Limes are out of season this time of year anyway, but the crisis in Mexico certainly isn’t helping their quality. Whisler’s bartender Brett Esler said he’s noticing it takes about an hour and a half to juice limes each day, rather than 30 minutes like it used to, and he "might get a drop out of a slice."
Nonetheless, dining and drinking establishments like La Condesa, Contigo and Whisler’s refuse to let skyrocketing costs stop them from producing good drinks and food with lime as an ingredient.
"Our bar program is all about fresh juice," Wales said, noting that La Condesa’s margaritas, guacamole and salsas all require limes to make. La Condesa is absorbing the higher cost to continue making them.
Another restaurant, South Lamar’s Odd Duck, is buying limes of a lower rating — grade B rather than grade A — because these $80 ones "juice just fine, but they aren’t pretty," general manager Jason James said. When they’re needed for a garnish, as in the Moscow Mule, Odd Duck swaps them out with lemons.

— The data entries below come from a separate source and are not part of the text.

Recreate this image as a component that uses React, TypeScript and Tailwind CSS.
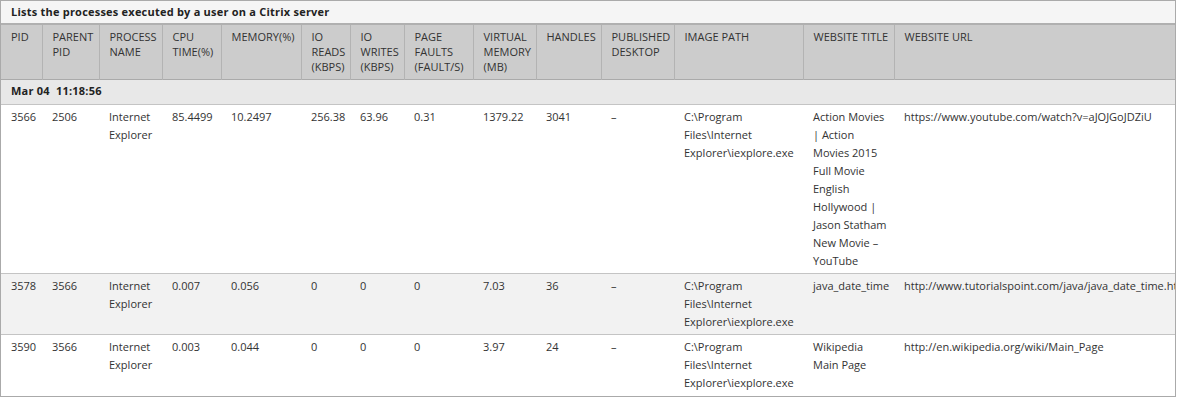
import React from "react";

type Row = {
  pid: string;
  parent: string;
  name: string;
  cpu: string;
  mem: string;
  ioR: string;
  ioW: string;
  faults: string;
  vmem: string;
  handles: string;
  desktop: string;
  path: string;
  title: string;
  url: string;
};

const columns = [
  { label: "PID", w: "w-[41px]" },
  { label: "PARENT PID", w: "w-[57px]" },
  { label: "PROCESS NAME", w: "w-[63px]" },
  { label: "CPU TIME(%)", w: "w-[59px]" },
  { label: "MEMORY(%)", w: "w-[80px]" },
  { label: "IO READS (KBPS)", w: "w-[49px]" },
  { label: "IO WRITES (KBPS)", w: "w-[54px]" },
  { label: "PAGE FAULTS (FAULT/S)", w: "w-[69px]" },
  { label: "VIRTUAL MEMORY (MB)", w: "w-[63px]" },
  { label: "HANDLES", w: "w-[65px]" },
  { label: "PUBLISHED DESKTOP", w: "w-[73px]" },
  { label: "IMAGE PATH", w: "w-[129px]" },
  { label: "WEBSITE TITLE", w: "w-[91px]" },
  { label: "WEBSITE URL", w: "w-[340px]" },
];

const rows: Row[] = [
  {
    pid: "3566",
    parent: "2506",
    name: "Internet Explorer",
    cpu: "85.4499",
    mem: "10.2497",
    ioR: "256.38",
    ioW: "63.96",
    faults: "0.31",
    vmem: "1379.22",
    handles: "3041",
    desktop: "–",
    path: "C:\\Program Files\\Internet Explorer\\iexplore.exe",
    title: "Action Movies | Action Movies 2015 Full Movie English Hollywood | Jason Statham New Movie – YouTube",
    url: "https://www.youtube.com/watch?v=aJOJGoJDZiU",
  },
  {
    pid: "3578",
    parent: "3566",
    name: "Internet Explorer",
    cpu: "0.007",
    mem: "0.056",
    ioR: "0",
    ioW: "0",
    faults: "0",
    vmem: "7.03",
    handles: "36",
    desktop: "–",
    path: "C:\\Program Files\\Internet Explorer\\iexplore.exe",
    title: "java_date_time",
    url: "http://www.tutorialspoint.com/java/java_date_time.htm",
  },
  {
    pid: "3590",
    parent: "3566",
    name: "Internet Explorer",
    cpu: "0.003",
    mem: "0.044",
    ioR: "0",
    ioW: "0",
    faults: "0",
    vmem: "3.97",
    handles: "24",
    desktop: "–",
    path: "C:\\Program Files\\Internet Explorer\\iexplore.exe",
    title: "Wikipedia Main Page",
    url: "http://en.wikipedia.org/wiki/Main_Page",
  },
];

const cell = "pl-[10px] pr-1 pt-[3px] pb-[3px] align-top";

const App = () => {
  return (
    <div
      className="w-[1177px] h-[397px] bg-white overflow-hidden text-[11px] text-[#333]"
      style={{ fontFamily: '"Open Sans", "Noto Sans", sans-serif' }}
    >
      <div className="w-[1176px] h-[397px] border border-[#aaa] overflow-hidden">
        {/* title bar */}
        <div className="h-[24px] bg-[#f5f5f5] border-b-2 border-[#b0b0b0] pl-[10px] flex items-center font-bold tracking-[0.22px] text-[#222]">
          Lists the processes executed by a user on a Citrix server
        </div>

        <table className="table-fixed border-collapse w-[1232px]">
          <colgroup>
            {columns.map((c) => (
              <col key={c.label} className={c.w} />
            ))}
          </colgroup>
          <thead>
            <tr className="bg-[#cccccc] h-[54px] border-b border-[#aaa]">
              {columns.map((c, i) => (
                <th
                  key={c.label}
                  className={`pl-[10px] pr-1 pt-[4px] align-top text-left font-normal leading-[15px] text-[#333] ${
                    i < columns.length - 1 ? "border-r border-[#b3b3b3]" : ""
                  }`}
                >
                  {c.label}
                </th>
              ))}
            </tr>
          </thead>
          <tbody>
            <tr className="bg-[#e8e8e8] h-[25px] border-b border-[#c4c4c4]">
              <td colSpan={14} className="pl-[10px] font-bold tracking-[0.22px] text-[#222] whitespace-pre">
                Mar 04  11:18:56
              </td>
            </tr>
            {rows.map((r, i) => (
              <tr
                key={r.pid}
                className={`leading-[18px] border-b border-[#c4c4c4] ${
                  i === 1 ? "bg-[#f2f2f2] h-[60px]" : i === 2 ? "bg-white h-[63px]" : "bg-white h-[167px]"
                }`}
              >
                <td className={cell}>{r.pid}</td>
                <td className={cell}>{r.parent}</td>
                <td className={cell}>{r.name}</td>
                <td className={cell}>{r.cpu}</td>
                <td className={cell}>{r.mem}</td>
                <td className={cell}>{r.ioR}</td>
                <td className={cell}>{r.ioW}</td>
                <td className={cell}>{r.faults}</td>
                <td className={cell}>{r.vmem}</td>
                <td className={cell}>{r.handles}</td>
                <td className={cell}>{r.desktop}</td>
                <td className={cell}>{r.path}</td>
                <td className={cell}>{r.title}</td>
                <td className={`${cell} whitespace-nowrap`}>{r.url}</td>
              </tr>
            ))}
          </tbody>
        </table>
      </div>
    </div>
  );
};

export default App;
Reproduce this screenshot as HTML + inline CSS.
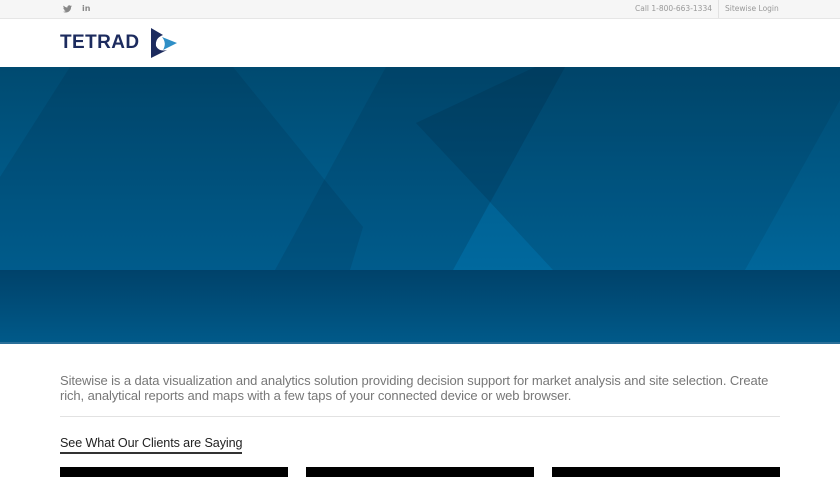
<!DOCTYPE html>
<html><head><style>
*{margin:0;padding:0;box-sizing:border-box}
body{width:840px;height:472px;overflow:hidden;background:#fff;font-family:"Liberation Sans","DejaVu Sans",sans-serif;position:relative}
.top{position:absolute;left:0;top:0;width:840px;height:19px;background:#f6f6f6;border-bottom:1px solid #e6e6e6}
.top span{position:absolute;top:4px;font-size:7.5px;color:#999;font-family:"DejaVu Sans",sans-serif;white-space:nowrap}
.sep{position:absolute;left:718px;top:0;width:1px;height:18px;background:#e2e2e2}
.logo{position:absolute;left:60px;top:32px;font-size:19px;font-weight:bold;color:#1c2b5e;letter-spacing:0.4px}
.hero{position:absolute;left:0;top:67px;width:840px;height:277px}
p.t{position:absolute;left:60px;top:374px;width:730px;font-size:13px;line-height:14.5px;color:#777;letter-spacing:-0.1px}
.hr{position:absolute;left:60px;top:416px;width:720px;height:1px;background:#e2e2e2}
.h{position:absolute;left:60px;top:436px;font-size:12.6px;color:#222;letter-spacing:-0.1px;white-space:nowrap}
.ul{position:absolute;left:60px;top:452px;width:182px;height:2px;background:#333}
.b{position:absolute;top:467px;width:228px;height:10px;background:#000}
</style></head><body>
<div class="top">
<svg style="position:absolute;left:63px;top:5px" width="9" height="8" viewBox="0 0 24 20"><path fill="#888" d="M24 2.4a9.8 9.8 0 0 1-2.8.8 5 5 0 0 0 2.2-2.7 10 10 0 0 1-3.1 1.2A4.9 4.9 0 0 0 11.9 6 14 14 0 0 1 1.7.9a4.9 4.9 0 0 0 1.5 6.6 4.9 4.9 0 0 1-2.2-.6 4.9 4.9 0 0 0 3.9 4.8 4.9 4.9 0 0 1-2.2.1 4.9 4.9 0 0 0 4.6 3.4A9.900 9.9 0 0 1 0 17.2 14 14 0 0 0 7.5 19.4c9.1 0 14-7.5 14-14v-.6A10 10 0 0 0 24 2.4z"/></svg>
<span style="left:82px;top:4px;font-size:8px;font-weight:bold;color:#888">in</span>
<span style="right:128px">Call 1-800-663-1334</span>
<div class="sep"></div>
<span style="left:725px">Sitewise Login</span>
</div>
<div class="logo">TETRAD</div>
<svg style="position:absolute;left:149px;top:28px" width="29" height="30" viewBox="0 0 29 30">
<path fill="#1c2b5e" d="M2 0 L14 7 Q6 10 7 18 Q10 24 18 22 L2 30 Z"/>
<path fill="#2f8fc6" d="M13 9 L28 15 L14 22 Q18 15 13 9Z"/>
</svg>
<svg class="hero" viewBox="0 0 840 277" preserveAspectRatio="none">
<defs>
<linearGradient id="g" x1="0" y1="0" x2="0" y2="1"><stop offset="0" stop-color="#004a70"/><stop offset="1" stop-color="#00669a"/></linearGradient>
<linearGradient id="g2" x1="0" y1="0" x2="0" y2="1"><stop offset="0" stop-color="#00426a"/><stop offset="1" stop-color="#005a8a"/></linearGradient>
</defs>
<rect width="840" height="203" fill="url(#g)"/>
<polygon points="70,0 233,0 363,160 350,203 0,203 0,110" fill="#00223c" opacity="0.15"/>
<polygon points="386,0 565,0 453,203 275,203" fill="#00223c" opacity="0.15"/>
<polygon points="416,56 535,0 565,0 490,135" fill="#00223c" opacity="0.2"/>
<polygon points="565,0 840,0 840,33 745,203 553,203 490,135" fill="#00223c" opacity="0.12"/>
<polygon points="453,203 490,135 553,203" fill="#0070a8" opacity="0.3"/>
<rect y="203" width="840" height="74" fill="url(#g2)"/>
<rect y="275" width="840" height="2" fill="#2a6f99"/>
</svg>
<p class="t">Sitewise is a data visualization and analytics solution providing decision support for market analysis and site selection. Create rich, analytical reports and maps with a few taps of your connected device or web browser.</p>
<div class="hr"></div>
<div class="h">See What Our Clients are Saying</div>
<div class="ul"></div>
<div class="b" style="left:60px"></div>
<div class="b" style="left:306px"></div>
<div class="b" style="left:552px"></div>
</body></html>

Contigo’s approach is to get creative. Robbins has tweaked the bar menu where he can and encourages customers to try drinks that don’t require lime juice. For example, on the happy hour menu, he’s replaced the margarita with the tequila daisy, a cocktail that asks for lemon juice.
"There is such a vast array of cocktails that we can use other citruses for," he said. "It just gives you an opportunity to step out and experiment."